Data on benefits and costs is typically readily available: Benefits data can be easy to analyze, but properly attributing those benefits back to campaign activities requires a consistent methodology and careful thought. Cost data is much more challenging to properly decouple, reconcile, and allocate for individualized marketing science. Costs can exist in a multitude of locations, such as internal financial systems, campaign planning solutions, ad supply and demand platforms, third-party deployment vendor systems, etc. — all with different categorizations and dimensional breakdowns (e.g., CPM, CPC, cost per email, cost per mail piece, design and copywriting labor, overtime periods, etc.). Care must be taken to architect a marketing cost framework that accounts for top-down/bottoms-up reconciliation and allocation of costs, including consideration of time lag factors, to marketing campaign activities in order to properly compare benefits and costs.

Macro-level time-series forecasting in the form of marketing mix modeling enables return on marketing investment modeling at an aggregate level. But micro-level individualized marketing science requires a different paradigm with different cost considerations.

In conclusion, dive deep into the data — think hyper-specific and hyper-granular when assessing the data available. Chances are that you won’t immediately have the data required for individualized marketing science: data tied to individuals; campaigns; ads; content, images, and messages; deployment; and response.

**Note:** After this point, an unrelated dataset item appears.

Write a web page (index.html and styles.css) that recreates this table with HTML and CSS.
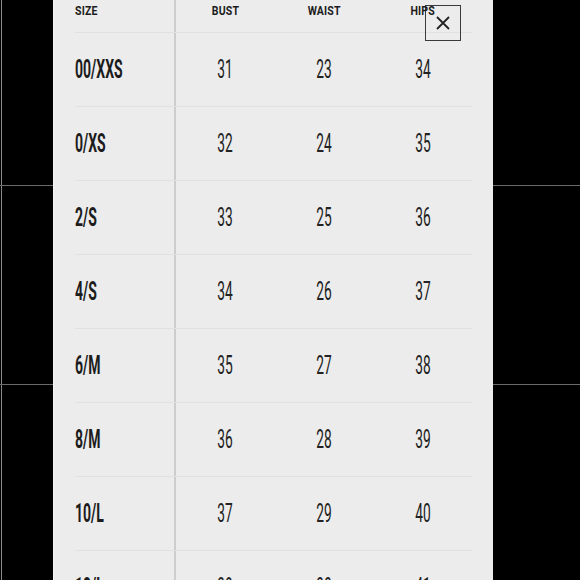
FILE: index.html
```html
<!DOCTYPE html>
<html>
<head>
<meta charset="utf-8">
<link rel="stylesheet" href="styles.css">
</head>
<body>
<div class="stage">
  <div class="panel">
    <button class="close" aria-label="Close">
      <svg width="14" height="14" viewBox="0 0 14 14"><path d="M1 1 L13 13 M13 1 L1 13" stroke="#222" stroke-width="1.8" fill="none"/></svg>
    </button>
    <div class="table">
      <div class="row head">
        <div class="cell size"><span class="h">SIZE</span></div>
        <div class="cell"><span class="h">BUST</span></div>
        <div class="cell"><span class="h">WAIST</span></div>
        <div class="cell"><span class="h">HIPS</span></div>
      </div>
      <div class="row"><div class="cell size"><span class="lbl">00/XXS</span></div><div class="cell"><span class="num">31</span></div><div class="cell"><span class="num">23</span></div><div class="cell"><span class="num">34</span></div></div>
      <div class="row"><div class="cell size"><span class="lbl">0/XS</span></div><div class="cell"><span class="num">32</span></div><div class="cell"><span class="num">24</span></div><div class="cell"><span class="num">35</span></div></div>
      <div class="row"><div class="cell size"><span class="lbl">2/S</span></div><div class="cell"><span class="num">33</span></div><div class="cell"><span class="num">25</span></div><div class="cell"><span class="num">36</span></div></div>
      <div class="row"><div class="cell size"><span class="lbl">4/S</span></div><div class="cell"><span class="num">34</span></div><div class="cell"><span class="num">26</span></div><div class="cell"><span class="num">37</span></div></div>
      <div class="row"><div class="cell size"><span class="lbl">6/M</span></div><div class="cell"><span class="num">35</span></div><div class="cell"><span class="num">27</span></div><div class="cell"><span class="num">38</span></div></div>
      <div class="row"><div class="cell size"><span class="lbl">8/M</span></div><div class="cell"><span class="num">36</span></div><div class="cell"><span class="num">28</span></div><div class="cell"><span class="num">39</span></div></div>
      <div class="row"><div class="cell size"><span class="lbl">10/L</span></div><div class="cell"><span class="num">37</span></div><div class="cell"><span class="num">29</span></div><div class="cell"><span class="num">40</span></div></div>
      <div class="row"><div class="cell size"><span class="lbl">12/L</span></div><div class="cell"><span class="num">38</span></div><div class="cell"><span class="num">30</span></div><div class="cell"><span class="num">41</span></div></div>
    </div>
  </div>
</div>
</body>
</html>
```
FILE: styles.css
```css
html, body {
  margin: 0;
  padding: 0;
}
body {
  width: 580px;
  height: 580px;
  overflow: hidden;
  background-color: #000;
  background-image:
    linear-gradient(#6a6a6a, #6a6a6a),
    linear-gradient(#6a6a6a, #6a6a6a),
    linear-gradient(#8a8a8a, #8a8a8a);
  background-size: 100% 1px, 100% 1px, 1px 100%;
  background-position: 0 185px, 0 384px, 1px 0;
  background-repeat: no-repeat;
  font-family: Roboto, "Liberation Sans", sans-serif;
  color: #1c1c1c;
}
.stage {
  display: flex;
  height: 580px;
  padding-left: 53px;
}
.panel {
  position: relative;
  box-sizing: border-box;
  width: 440px;
  height: 640px;
  flex: none;
  background: #ececec;
  border-left: 1px solid #f4f4f4;
  padding: 0 21px 0 21px;
}
.table {
  display: flex;
  flex-direction: column;
}
.row {
  display: grid;
  grid-template-columns: 101px 1fr 1fr 1fr;
  height: 73px;
  border-bottom: 1px solid #e1e1e1;
  align-items: center;
}
.row.head {
  height: 32px;
  align-items: start;
}
.cell {
  height: 100%;
  display: flex;
  align-items: center;
  justify-content: center;
}
.head .cell {
  align-items: flex-start;
  padding-top: 2px;
  box-sizing: border-box;
}
.cell.size {
  justify-content: flex-start;
  border-right: 2px solid #cdcdcd;
}
.h {
  display: inline-block;
  font-weight: 700;
  font-size: 13.5px;
  letter-spacing: 0.2px;
  transform: scaleX(0.78);
}
.cell.size .h, .cell.size .lbl {
  transform-origin: left center;
}
.lbl {
  display: inline-block;
  font-weight: 700;
  font-size: 25px;
  transform: scaleX(0.56);
}
.num {
  display: inline-block;
  font-weight: 400;
  font-size: 25px;
  transform: scaleX(0.55);
  color: #222;
}
.close {
  position: absolute;
  left: 371px;
  top: 5px;
  width: 36px;
  height: 36px;
  box-sizing: border-box;
  border: 1.5px solid #3a3a3a;
  background: transparent;
  padding: 0;
  display: flex;
  align-items: center;
  justify-content: center;
}
.close svg {
  display: block;
}
```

Clearly conceptualize the individual consumer journey across marketing and conversion touchpoints, and define terms, connection points, and objectives. Start with the end in mind. Have a clear set of use cases for analysis and modeling that cuts across audiences, marketing messages, and value and that utilizes the individualized marketing science data. 

It’s a perfect time to get back to basics by answering the 5 W’s and 2 H’s for every individualized marketing science project. The framework may be old, but the genius of its simplicity is timeless.